Public policy considerations also, historically, made the enforcement of foreign arbitral awards difficult within the UAE and Dubai specifically. Public policy, which also imports Sharia law, comes through a range of provisions with the Civil Code. This, combined with the lack of binding precedent within the civil system, meant that predicting the outcome of cases was difficult. Perhaps the most well-known example of this was the case ofInternational Bechtel Co Ltd v Department of Civil Aviation of the Government of Dubai.In that case the UAE courts refused to enforce a US$25 million arbitration award won by Bechtel on the grounds that the arbitrator had failed to swear in witnesses in the manner prescribed by the Civil Procedure Code.
The UAE’s position on enforcement has not, however, been entirely straightforward since the New York Convention was ratified. Indeed, it took until 2011 for the UAE courts to enforce their first foreign award under the New York Convention.

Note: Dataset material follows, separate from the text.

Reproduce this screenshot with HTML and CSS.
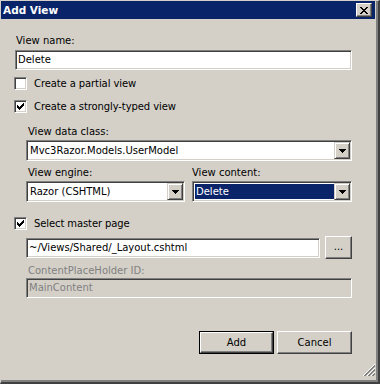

More positively, in 2012 the case of Airmech v Macsteel was widely welcomed by practitioners as evidence that a more pro-arbitration culture was developing in Dubai. In that case a payment dispute had arisen under a contract governed by the law in the Dubai International Financial Centre (“DIFC”) but which provided for a DIFC-LCIA arbitration with a seat in London. After several appeals, the Court of Cassation (the highest court in Dubai) enforced the award with an unequivocal ruling that foreign arbitral awards would be enforced in Dubai under the New York Convention.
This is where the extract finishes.